• **What you are asked to do**
Take the data below and write out exactly the lines from the one with "Recreate this image" through the one with "padding-left: 186px;"; omit every other line.

— begin Stored rows —

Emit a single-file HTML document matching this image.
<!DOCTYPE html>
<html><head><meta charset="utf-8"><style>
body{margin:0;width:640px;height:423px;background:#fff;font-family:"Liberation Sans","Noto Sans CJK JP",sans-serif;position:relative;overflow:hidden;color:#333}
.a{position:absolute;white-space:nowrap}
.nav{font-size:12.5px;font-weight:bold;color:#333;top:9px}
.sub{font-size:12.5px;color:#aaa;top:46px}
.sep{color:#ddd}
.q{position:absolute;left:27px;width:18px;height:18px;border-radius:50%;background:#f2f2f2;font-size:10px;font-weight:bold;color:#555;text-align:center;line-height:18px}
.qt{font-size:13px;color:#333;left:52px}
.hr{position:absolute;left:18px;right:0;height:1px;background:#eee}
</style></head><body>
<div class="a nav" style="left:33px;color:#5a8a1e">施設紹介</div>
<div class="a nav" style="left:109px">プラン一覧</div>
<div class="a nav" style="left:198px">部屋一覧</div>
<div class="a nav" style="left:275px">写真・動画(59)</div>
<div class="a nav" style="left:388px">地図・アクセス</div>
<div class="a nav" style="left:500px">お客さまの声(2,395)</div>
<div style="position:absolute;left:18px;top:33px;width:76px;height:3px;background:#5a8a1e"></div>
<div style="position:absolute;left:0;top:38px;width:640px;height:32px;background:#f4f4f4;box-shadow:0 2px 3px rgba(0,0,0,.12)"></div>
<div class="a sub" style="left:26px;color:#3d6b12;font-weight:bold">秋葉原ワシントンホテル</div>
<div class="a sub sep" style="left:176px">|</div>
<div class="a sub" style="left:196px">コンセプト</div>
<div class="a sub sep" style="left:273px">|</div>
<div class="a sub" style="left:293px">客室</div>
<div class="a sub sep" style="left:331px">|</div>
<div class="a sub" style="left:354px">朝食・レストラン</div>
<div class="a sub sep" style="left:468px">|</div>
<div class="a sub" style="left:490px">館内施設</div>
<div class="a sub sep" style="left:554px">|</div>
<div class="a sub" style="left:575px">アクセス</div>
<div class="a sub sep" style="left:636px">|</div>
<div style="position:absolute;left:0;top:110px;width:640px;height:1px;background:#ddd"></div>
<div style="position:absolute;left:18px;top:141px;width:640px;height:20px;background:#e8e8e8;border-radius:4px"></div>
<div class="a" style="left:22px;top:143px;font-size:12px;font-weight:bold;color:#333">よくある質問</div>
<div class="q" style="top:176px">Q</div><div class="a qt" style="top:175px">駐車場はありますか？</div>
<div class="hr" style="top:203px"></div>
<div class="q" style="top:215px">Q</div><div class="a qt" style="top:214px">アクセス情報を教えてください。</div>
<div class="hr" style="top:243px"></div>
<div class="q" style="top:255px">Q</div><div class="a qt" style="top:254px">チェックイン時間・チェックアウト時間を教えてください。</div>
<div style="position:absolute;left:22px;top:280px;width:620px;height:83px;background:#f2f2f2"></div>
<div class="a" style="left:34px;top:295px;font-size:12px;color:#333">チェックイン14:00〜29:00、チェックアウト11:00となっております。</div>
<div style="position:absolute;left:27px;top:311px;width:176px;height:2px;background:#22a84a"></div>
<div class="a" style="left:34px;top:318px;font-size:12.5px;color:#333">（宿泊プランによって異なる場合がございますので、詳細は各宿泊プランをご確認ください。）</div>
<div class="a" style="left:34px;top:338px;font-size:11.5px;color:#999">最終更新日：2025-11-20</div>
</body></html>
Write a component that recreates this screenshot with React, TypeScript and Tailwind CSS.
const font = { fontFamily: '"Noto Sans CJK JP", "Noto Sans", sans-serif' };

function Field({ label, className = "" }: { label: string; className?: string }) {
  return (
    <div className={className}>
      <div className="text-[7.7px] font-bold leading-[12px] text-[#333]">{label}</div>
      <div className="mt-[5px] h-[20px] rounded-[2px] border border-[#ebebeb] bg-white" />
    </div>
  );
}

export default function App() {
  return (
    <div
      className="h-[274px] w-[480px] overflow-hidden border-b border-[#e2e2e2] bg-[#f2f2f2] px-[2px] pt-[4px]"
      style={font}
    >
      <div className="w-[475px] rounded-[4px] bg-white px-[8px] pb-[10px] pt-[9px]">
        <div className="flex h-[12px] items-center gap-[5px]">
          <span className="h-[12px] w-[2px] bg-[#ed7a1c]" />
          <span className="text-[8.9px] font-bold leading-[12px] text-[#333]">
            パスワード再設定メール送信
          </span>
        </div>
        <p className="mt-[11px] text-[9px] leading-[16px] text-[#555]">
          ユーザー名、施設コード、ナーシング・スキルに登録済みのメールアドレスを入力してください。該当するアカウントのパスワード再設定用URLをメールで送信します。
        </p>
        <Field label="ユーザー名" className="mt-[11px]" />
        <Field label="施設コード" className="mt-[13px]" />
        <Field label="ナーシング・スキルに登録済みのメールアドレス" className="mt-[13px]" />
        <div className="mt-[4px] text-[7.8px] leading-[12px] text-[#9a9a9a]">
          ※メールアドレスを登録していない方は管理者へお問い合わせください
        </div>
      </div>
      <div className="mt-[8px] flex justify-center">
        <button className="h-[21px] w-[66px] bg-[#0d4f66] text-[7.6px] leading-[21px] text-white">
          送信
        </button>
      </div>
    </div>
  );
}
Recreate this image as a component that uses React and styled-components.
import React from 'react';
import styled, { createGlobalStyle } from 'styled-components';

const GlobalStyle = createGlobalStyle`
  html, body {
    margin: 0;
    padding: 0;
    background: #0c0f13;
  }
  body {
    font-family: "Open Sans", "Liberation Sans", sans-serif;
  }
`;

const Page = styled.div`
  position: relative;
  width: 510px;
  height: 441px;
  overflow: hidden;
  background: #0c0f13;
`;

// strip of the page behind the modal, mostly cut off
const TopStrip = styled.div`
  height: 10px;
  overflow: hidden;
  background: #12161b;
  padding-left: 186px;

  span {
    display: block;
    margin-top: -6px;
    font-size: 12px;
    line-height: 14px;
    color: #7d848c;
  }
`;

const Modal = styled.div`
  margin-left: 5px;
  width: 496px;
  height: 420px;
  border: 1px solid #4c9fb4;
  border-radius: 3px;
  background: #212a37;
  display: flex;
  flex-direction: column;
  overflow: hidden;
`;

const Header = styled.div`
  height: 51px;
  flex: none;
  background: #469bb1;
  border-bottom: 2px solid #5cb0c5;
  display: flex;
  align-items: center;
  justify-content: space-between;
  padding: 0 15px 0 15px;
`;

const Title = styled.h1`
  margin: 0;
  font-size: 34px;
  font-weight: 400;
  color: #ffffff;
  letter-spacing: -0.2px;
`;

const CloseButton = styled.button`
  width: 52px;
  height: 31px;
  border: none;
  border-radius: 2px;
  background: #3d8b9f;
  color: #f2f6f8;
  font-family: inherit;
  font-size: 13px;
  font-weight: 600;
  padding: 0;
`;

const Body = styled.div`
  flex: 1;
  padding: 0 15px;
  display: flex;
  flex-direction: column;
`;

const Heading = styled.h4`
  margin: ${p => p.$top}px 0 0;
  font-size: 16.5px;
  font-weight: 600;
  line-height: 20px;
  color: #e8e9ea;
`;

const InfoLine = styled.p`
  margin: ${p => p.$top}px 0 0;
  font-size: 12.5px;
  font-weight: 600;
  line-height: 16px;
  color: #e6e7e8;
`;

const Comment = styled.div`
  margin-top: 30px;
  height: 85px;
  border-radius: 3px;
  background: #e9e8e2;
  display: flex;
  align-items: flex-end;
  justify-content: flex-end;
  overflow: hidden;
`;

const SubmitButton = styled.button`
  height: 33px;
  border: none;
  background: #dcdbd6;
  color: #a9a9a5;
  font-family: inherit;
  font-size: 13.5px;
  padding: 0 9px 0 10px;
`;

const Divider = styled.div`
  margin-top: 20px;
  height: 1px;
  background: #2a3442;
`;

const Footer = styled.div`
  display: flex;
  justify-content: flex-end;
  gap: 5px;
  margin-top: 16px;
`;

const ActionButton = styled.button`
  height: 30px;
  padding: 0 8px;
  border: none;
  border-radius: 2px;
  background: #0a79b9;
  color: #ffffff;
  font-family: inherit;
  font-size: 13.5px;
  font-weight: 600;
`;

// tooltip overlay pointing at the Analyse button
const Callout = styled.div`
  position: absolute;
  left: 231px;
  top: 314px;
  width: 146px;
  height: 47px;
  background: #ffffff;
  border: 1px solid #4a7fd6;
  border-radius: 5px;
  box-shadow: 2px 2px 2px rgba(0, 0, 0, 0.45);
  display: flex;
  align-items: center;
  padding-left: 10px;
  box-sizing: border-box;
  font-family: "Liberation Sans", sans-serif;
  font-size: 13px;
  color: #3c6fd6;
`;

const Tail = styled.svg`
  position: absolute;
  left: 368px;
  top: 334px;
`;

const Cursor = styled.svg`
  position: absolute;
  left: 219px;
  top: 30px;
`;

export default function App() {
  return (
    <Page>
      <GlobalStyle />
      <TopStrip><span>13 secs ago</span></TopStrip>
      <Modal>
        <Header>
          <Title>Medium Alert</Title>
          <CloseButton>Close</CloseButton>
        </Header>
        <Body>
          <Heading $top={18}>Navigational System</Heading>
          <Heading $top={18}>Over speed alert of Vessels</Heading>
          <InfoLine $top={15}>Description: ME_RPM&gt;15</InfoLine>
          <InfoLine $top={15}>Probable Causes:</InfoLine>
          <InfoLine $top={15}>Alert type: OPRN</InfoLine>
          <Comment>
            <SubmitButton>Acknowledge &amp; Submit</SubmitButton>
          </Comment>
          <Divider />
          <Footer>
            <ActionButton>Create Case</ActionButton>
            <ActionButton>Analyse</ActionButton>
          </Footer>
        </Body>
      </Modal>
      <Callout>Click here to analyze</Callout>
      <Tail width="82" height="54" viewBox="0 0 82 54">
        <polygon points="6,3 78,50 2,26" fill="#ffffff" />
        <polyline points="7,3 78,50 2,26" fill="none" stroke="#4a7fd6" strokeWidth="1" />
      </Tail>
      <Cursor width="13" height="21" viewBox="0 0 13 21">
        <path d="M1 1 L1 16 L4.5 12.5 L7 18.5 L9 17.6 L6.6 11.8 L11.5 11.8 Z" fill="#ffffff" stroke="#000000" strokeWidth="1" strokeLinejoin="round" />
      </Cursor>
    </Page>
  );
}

— end Stored rows —

• **Answer to this exercise**
Recreate this image as a component that uses React and styled-components.
import React from 'react';
import styled, { createGlobalStyle } from 'styled-components';

const GlobalStyle = createGlobalStyle`
  html, body {
    margin: 0;
    padding: 0;
    background: #0c0f13;
  }
  body {
    font-family: "Open Sans", "Liberation Sans", sans-serif;
  }
`;

const Page = styled.div`
  position: relative;
  width: 510px;
  height: 441px;
  overflow: hidden;
  background: #0c0f13;
`;

// strip of the page behind the modal, mostly cut off
const TopStrip = styled.div`
  height: 10px;
  overflow: hidden;
  background: #12161b;
  padding-left: 186px;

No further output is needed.